Decision 5: FLAG_CONSOLE_INCIDENTS gated at launch (locked 2026-05-15 UTC)
Chosen: /console/incidents is behind FLAG_CONSOLE_INCIDENTS, default off. Flip on once EyeTok is verified live in prod.
Rationale:
- Consistent with the platform posture of hiding unavailable features rather than greying them out.
- EyeTok must be verified in production before the console surface is meaningful. Shipping the page without a live EyeTok backend would show an empty or erroring state.
- Follows the new-flag-needs-b1-migration-same-pr convention: the SC-E10 PR that ships the incidents console page must include a B1 promotion migration for FLAG_CONSOLE_INCIDENTS in the same PR.
Consequences:
- SC-E10 is blocked on both the EyeTok stub endpoint (SC-E3) and the flag + migration landing in the same PR.
- Default-off means no operator action needed at deploy time; the flag flip is a deliberate post-verification step.
- Codename EyeTok locked 2026-05-15 UTC (phonetic callback to ITOC, operator's first job).
Severity mapping (canonical)
The following mapping is canonical. Console, EyeTok, and FreeScout must all use the same severity labels.

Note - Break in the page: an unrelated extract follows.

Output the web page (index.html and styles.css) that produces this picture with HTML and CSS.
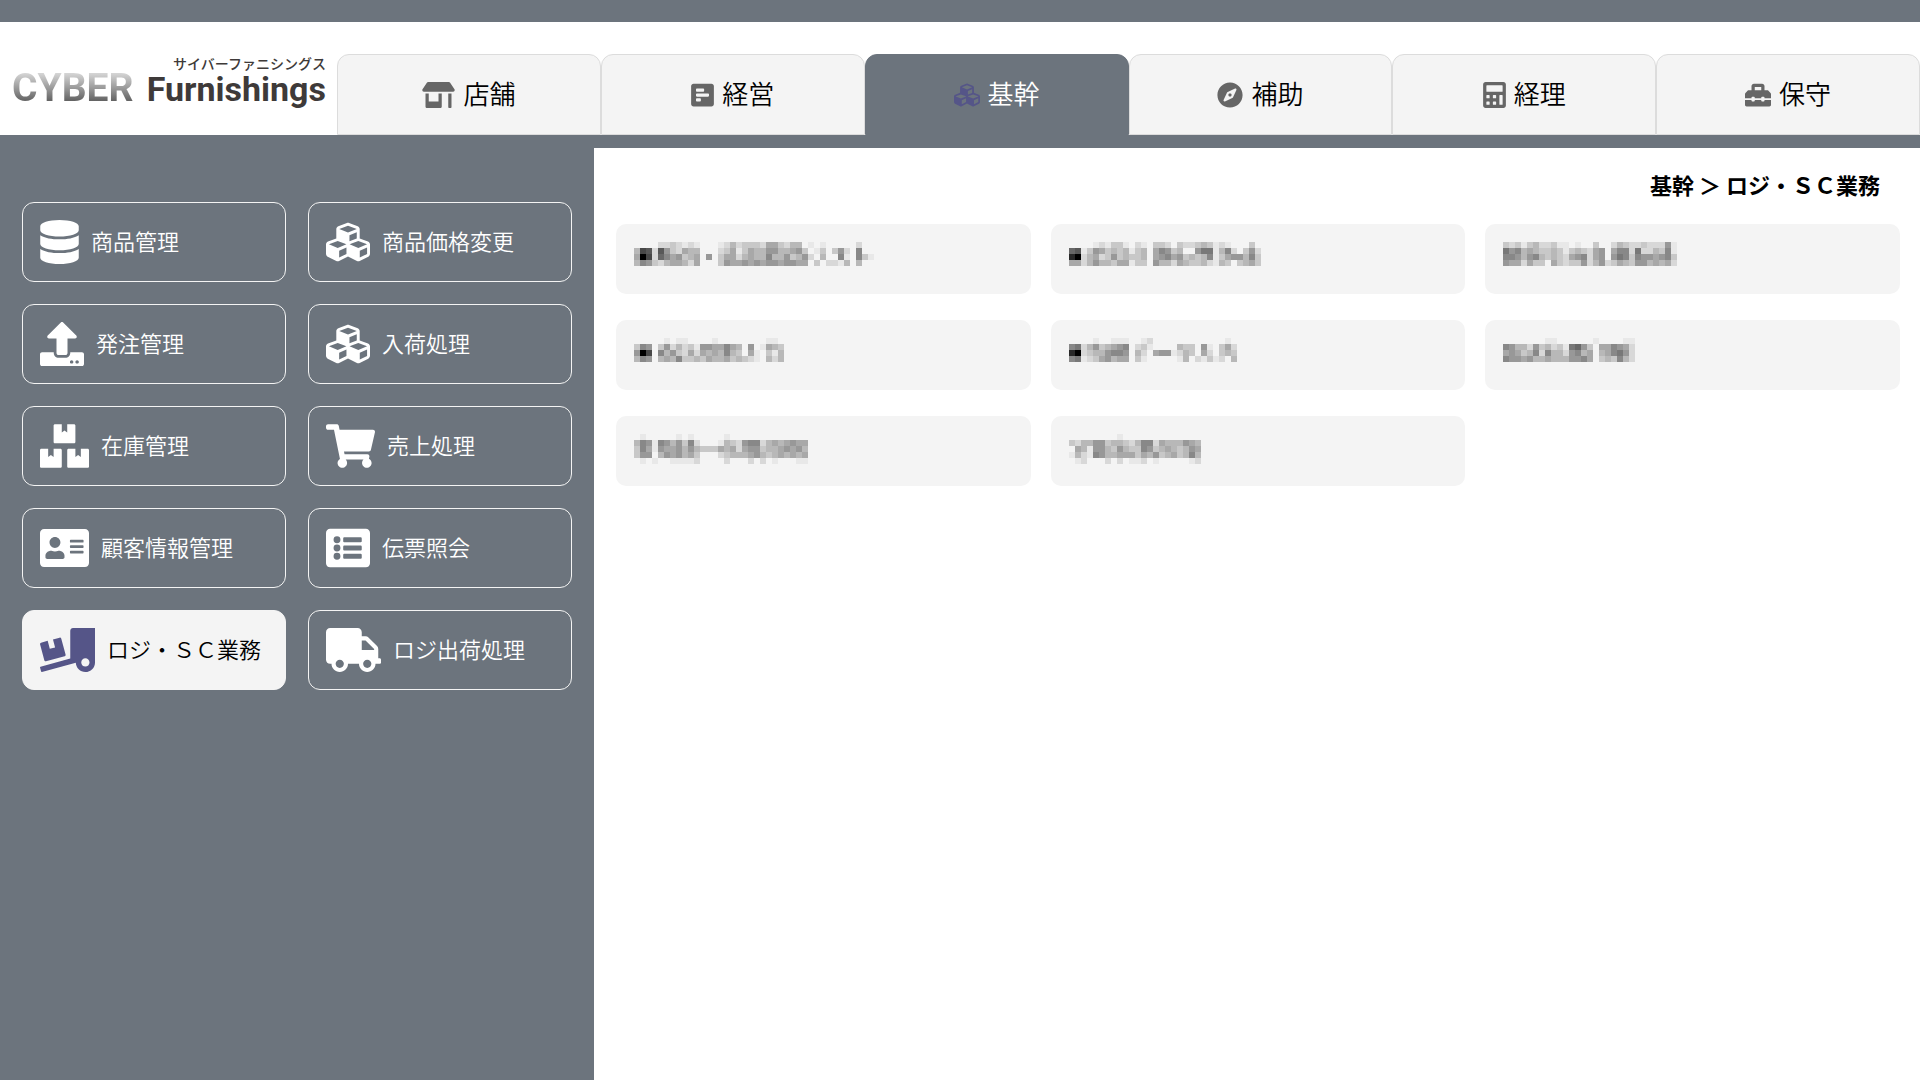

| Sentry level | Scope | Mapped severity | SEV channel |
|---|---|---|---|
| fatal | any | critical | SEV1 |
| error (new issue, unhandled, production) | >0 users affected | high | SEV2 or SEV2.5 (business-hours split) |
| error (regression or performance alert) | medium | SEV3 | |
| warning | low | SEV3 | |
| info / debug | info | audit log only | |
| H12 timeout (via Sentry log integration) | high | SEV2 or SEV2.5 | |
| Paper gate breach (custom event) | critical | SEV1 | |
| Synthetic check failure | high | SEV2 or SEV2.5 |
This table is the source of truth. Any deviation in Console badge colours, FreeScout tags, or Slack channel routing is a bug.